## DIRECTIVE
Transcribe the data in full and exactly, omitting any pictures.

--

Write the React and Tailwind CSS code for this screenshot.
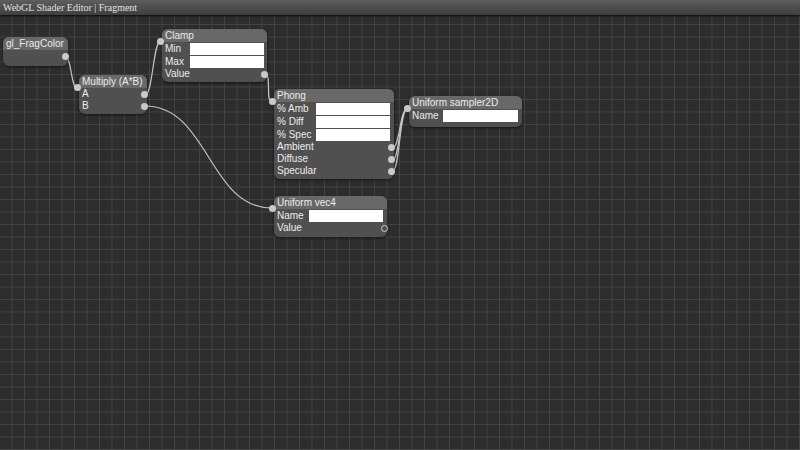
import React from 'react';

// node graph data, page coordinates
const nodes = [
  { id: 'frag', x: 3, y: 37, w: 65, h: 29, title: 'gl_FragColor', rows: [{ label: '', out: true }] },
  {
    id: 'mul', x: 79, y: 75, w: 68, h: 39, title: 'Multiply (A*B)', input: true,
    rows: [{ label: 'A', out: true }, { label: 'B', out: true }],
  },
  {
    id: 'clamp', x: 162, y: 29, w: 105, h: 53, title: 'Clamp', input: true, boxAt: 28, boxW: 74,
    rows: [{ label: 'Min', box: true }, { label: 'Max', box: true }, { label: 'Value', out: true }],
  },
  {
    id: 'phong', x: 274, y: 89, w: 120, h: 90, title: 'Phong', input: true, boxAt: 42, boxW: 74,
    rows: [
      { label: '% Amb', box: true },
      { label: '% Diff', box: true },
      { label: '% Spec', box: true },
      { label: 'Ambient', out: true },
      { label: 'Diffuse', out: true },
      { label: 'Specular', out: true },
    ],
  },
  {
    id: 'sampler', x: 409, y: 96, w: 113, h: 31, title: 'Uniform sampler2D', input: true, boxAt: 34, boxW: 75,
    rows: [{ label: 'Name', box: true }],
  },
  {
    id: 'vec4', x: 274, y: 196, w: 113, h: 41, title: 'Uniform vec4', input: true, boxAt: 35, boxW: 74,
    rows: [{ label: 'Name', box: true }, { label: 'Value', out: true, hollow: true }],
  },
];

const links = [
  [65.5, 57, 77, 88],
  [145, 95, 161, 40.5],
  [145, 106, 272, 208],
  [265.5, 74.5, 271.5, 101.5],
  [392.5, 148, 407, 109],
  [392.5, 160, 407, 109],
  [392.5, 171, 407, 109],
];

const curve = ([x1, y1, x2, y2]) => {
  const d = Math.max(Math.abs(x2 - x1) / 2, 6);
  return `M${x1} ${y1} C${x1 + d} ${y1} ${x2 - d} ${y2} ${x2} ${y2}`;
};

const Port = ({ className, hollow }) => (
  <span
    className={
      'absolute w-[7px] h-[7px] rounded-full ' +
      (hollow ? 'border border-[#d0d0d0] bg-[#4f4f4f] ' : 'bg-[#c9c9c9] ') +
      className
    }
  />
);

const Node = ({ node }) => (
  <div
    className="absolute rounded-[6px] bg-[#505050] shadow-[0_1px_3px_rgba(0,0,0,0.6)] text-[10px] leading-none text-[#ececec]"
    style={{ left: node.x, top: node.y, width: node.w, height: node.h }}
  >
    <div className="h-[13px] rounded-t-[6px] bg-[#686868] px-[3px] flex items-center">{node.title}</div>
    {node.input && <Port className="left-[-5px] top-[9px]" />}
    {node.rows.map((r, i) => (
      <div key={i} className={'relative flex items-center px-[3px] ' + (r.box ? 'h-[13px]' : 'h-[12px]')}>
        <span className="shrink-0" style={r.box ? { width: node.boxAt - 3 } : undefined}>{r.label}</span>
        {r.box && <span className="block h-[12px] bg-white" style={{ width: node.boxW }} />}
        {r.out && <Port hollow={r.hollow} className="right-[-1px] top-[2.5px]" />}
      </div>
    ))}
  </div>
);

export default function App() {
  return (
    <div className="relative w-[800px] h-[450px] overflow-hidden flex flex-col bg-[#2d2d2d] font-['Liberation_Sans',Arial,sans-serif]">
      <div className="h-[15px] shrink-0 bg-gradient-to-b from-[#5e5e5e] to-[#3e3e3e] shadow-[0_1px_2px_rgba(0,0,0,0.8)] z-10 px-[3px] flex items-center font-['Liberation_Serif','Times_New_Roman',serif] text-[10px] leading-none text-[#e2e2e2]">
        WebGL Shader Editor | Fragment
      </div>
      <div className="flex-1 bg-[#2d2d2d] bg-[linear-gradient(to_right,#434343_1px,transparent_1px),linear-gradient(to_bottom,#434343_1px,transparent_1px)] bg-[size:12.5px_12.5px] bg-[position:11.5px_9px]" />

      <svg className="absolute inset-0 pointer-events-none" width="800" height="450">
        {links.map((l, i) => (
          <path key={i} d={curve(l)} fill="none" stroke="#c4c4c4" strokeWidth="1.2" />
        ))}
      </svg>

      {nodes.map((n) => (
        <Node key={n.id} node={n} />
      ))}
    </div>
  );
}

--

## EXERCISE SOLUTION
Write the React and Tailwind CSS code for this screenshot.
import React from 'react';

// node graph data, page coordinates
const nodes = [
  { id: 'frag', x: 3, y: 37, w: 65, h: 29, title: 'gl_FragColor', rows: [{ label: '', out: true }] },
  {
    id: 'mul', x: 79, y: 75, w: 68, h: 39, title: 'Multiply (A*B)', input: true,
    rows: [{ label: 'A', out: true }, { label: 'B', out: true }],
  },
  {
    id: 'clamp', x: 162, y: 29, w: 105, h: 53, title: 'Clamp', input: true, boxAt: 28, boxW: 74,
    rows: [{ label: 'Min', box: true }, { label: 'Max', box: true }, { label: 'Value', out: true }],
  },
  {
    id: 'phong', x: 274, y: 89, w: 120, h: 90, title: 'Phong', input: true, boxAt: 42, boxW: 74,
    rows: [
      { label: '% Amb', box: true },
      { label: '% Diff', box: true },
      { label: '% Spec', box: true },
      { label: 'Ambient', out: true },
      { label: 'Diffuse', out: true },
      { label: 'Specular', out: true },
    ],
  },
  {
    id: 'sampler', x: 409, y: 96, w: 113, h: 31, title: 'Uniform sampler2D', input: true, boxAt: 34, boxW: 75,
    rows: [{ label: 'Name', box: true }],
  },
  {
    id: 'vec4', x: 274, y: 196, w: 113, h: 41, title: 'Uniform vec4', input: true, boxAt: 35, boxW: 74,
    rows: [{ label: 'Name', box: true }, { label: 'Value', out: true, hollow: true }],
  },
];

const links = [
  [65.5, 57, 77, 88],
  [145, 95, 161, 40.5],
  [145, 106, 272, 208],
  [265.5, 74.5, 271.5, 101.5],
  [392.5, 148, 407, 109],
  [392.5, 160, 407, 109],
  [392.5, 171, 407, 109],
];

const curve = ([x1, y1, x2, y2]) => {
  const d = Math.max(Math.abs(x2 - x1) / 2, 6);
  return `M${x1} ${y1} C${x1 + d} ${y1} ${x2 - d} ${y2} ${x2} ${y2}`;
};

const Port = ({ className, hollow }) => (
  <span
    className={
      'absolute w-[7px] h-[7px] rounded-full ' +
      (hollow ? 'border border-[#d0d0d0] bg-[#4f4f4f] ' : 'bg-[#c9c9c9] ') +
      className
    }
  />
);

const Node = ({ node }) => (
  <div
    className="absolute rounded-[6px] bg-[#505050] shadow-[0_1px_3px_rgba(0,0,0,0.6)] text-[10px] leading-none text-[#ececec]"
    style={{ left: node.x, top: node.y, width: node.w, height: node.h }}
  >
    <div className="h-[13px] rounded-t-[6px] bg-[#686868] px-[3px] flex items-center">{node.title}</div>
    {node.input && <Port className="left-[-5px] top-[9px]" />}
    {node.rows.map((r, i) => (
      <div key={i} className={'relative flex items-center px-[3px] ' + (r.box ? 'h-[13px]' : 'h-[12px]')}>
        <span className="shrink-0" style={r.box ? { width: node.boxAt - 3 } : undefined}>{r.label}</span>
        {r.box && <span className="block h-[12px] bg-white" style={{ width: node.boxW }} />}
        {r.out && <Port hollow={r.hollow} className="right-[-1px] top-[2.5px]" />}
      </div>
    ))}
  </div>
);

export default function App() {
  return (
    <div className="relative w-[800px] h-[450px] overflow-hidden flex flex-col bg-[#2d2d2d] font-['Liberation_Sans',Arial,sans-serif]">
      <div className="h-[15px] shrink-0 bg-gradient-to-b from-[#5e5e5e] to-[#3e3e3e] shadow-[0_1px_2px_rgba(0,0,0,0.8)] z-10 px-[3px] flex items-center font-['Liberation_Serif','Times_New_Roman',serif] text-[10px] leading-none text-[#e2e2e2]">
        WebGL Shader Editor | Fragment
      </div>
      <div className="flex-1 bg-[#2d2d2d] bg-[linear-gradient(to_right,#434343_1px,transparent_1px),linear-gradient(to_bottom,#434343_1px,transparent_1px)] bg-[size:12.5px_12.5px] bg-[position:11.5px_9px]" />

      <svg className="absolute inset-0 pointer-events-none" width="800" height="450">
        {links.map((l, i) => (
          <path key={i} d={curve(l)} fill="none" stroke="#c4c4c4" strokeWidth="1.2" />
        ))}
      </svg>

      {nodes.map((n) => (
        <Node key={n.id} node={n} />
      ))}
    </div>
  );
}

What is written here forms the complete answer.